The Brecon and Radnorshire AM launched her campaign at a news conference in Swansea and if elected would become the first female leader of a Welsh party.
She said she wanted to "embrace" the party's "talent" and use it to achieve success "in all parts of Wales"
Mike German, who also heads the party's six-strong group of AMs, will stand down as leader next month.
He has led the party's assembly group since Welsh devolution began in 1999 and also became Lib Dem leader in Wales ten months ago, when he took over from Montgomeryshire MP Lembit Opik.
Party members will be asked to endorse plans to unify the two posts at the Welsh Lib Dem conference in October and to agree that only assembly members can run for the top job.
Answering reporters' questions, Ms Williams rejected a suggestion that, while she was "youthful and feisty" she was not the "strategic thinker" the party needed.
"It took strategic thinking and planning to secure my nomination in Brecon and Radnorshire," she said.

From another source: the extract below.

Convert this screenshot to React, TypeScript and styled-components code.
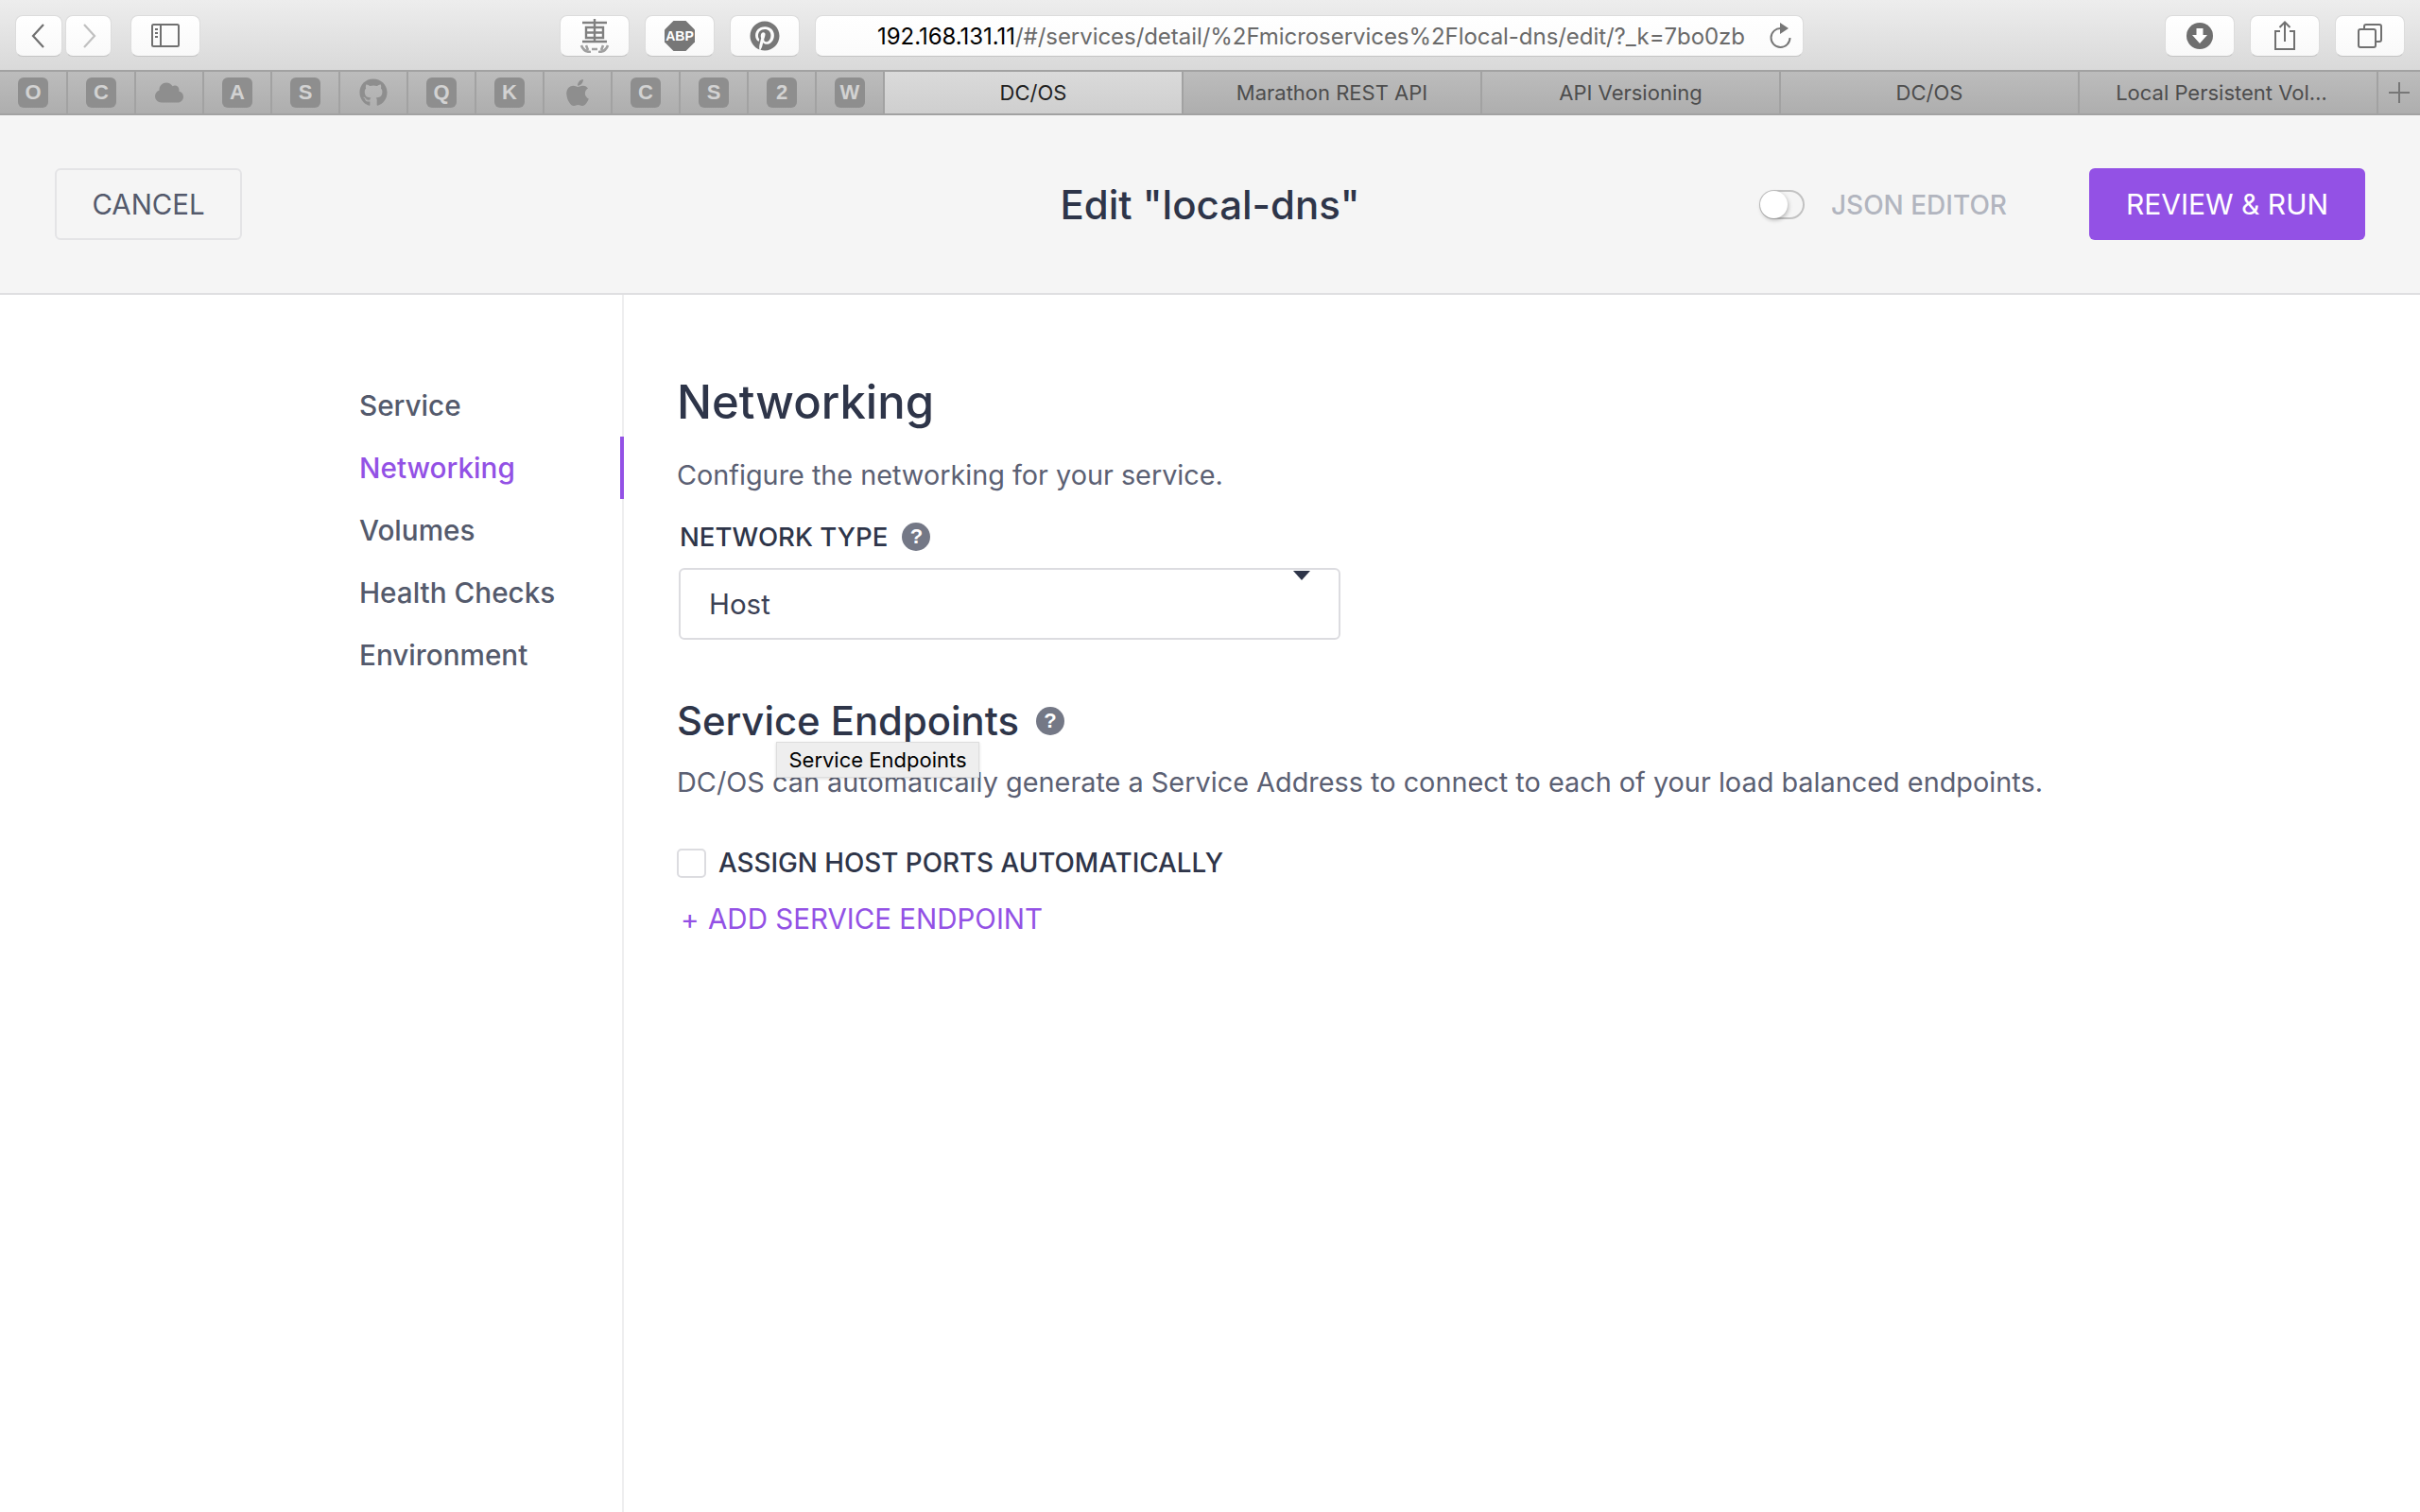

"People then said I would never get it, and I proved them wrong.
"People then said I would never win the constituency of Brecon and Radnorshire, and I won it and at successive elections I've gone on to increase my share of the vote
"I don't think you achieve that by simple being 'energetic and feisty'.
"It takes planning, it takes team building and team working and creating a team around you to deliver that kid of success.
"We have such talent in this party and I want to be a leader that embraces that talent and uses that talent to achieve success in all parts of Wales
"I think my pedigree and my track record negates that statement," she added.
Ms Williams opposed last year's failed plan to form a Welsh Assembly Government with Plaid Cymru and the Conservatives.
Aged 37, she has been an AM since 1999 and lives with her husband, Richard, and three young daughters on the family farm near Brecon.
Born in Somerset, she moved to Carmarthenshire at the age of three, later working for Carmarthenshire College and as a marketing executive in Cardiff before entering full-time politics.
She was a member of the National Assembly Advisory Group (NAAG), which decided the institution's working arrangements when it was created.
Ms Williams speaks for her party on education, the economy and transport matters and is business manager for the Lib Dem AMs.
Her leadership bid has the backing of South Wales West AM Peter Black and Montgomeryshire AM Mick Bates is also expected to support her.
But is not yet clear whether Ms Williams will face a fight for the job.
Under current rules candidates to be group leader need to be endorsed by another Lib Dem AM.
But this requirement could be dropped for the new role making it easier for other politicians to stand.
Cardiff Central AM Jenny Randerson is still thinking about whether or not to throw her hat into the ring.
In a statement Ms Randerson said: "At this stage I have not yet reached a decision regarding the party leadership but I will consider the options over the coming weeks.
"It is unlikely that I will make any further statement or comment in the immediate future.
"People should be very clear that currently I am not ruling myself out nor am I ruling myself in."
North Wales AM Eleanor Burnham is understood to want to stand but to be unsure whether she will be nominated.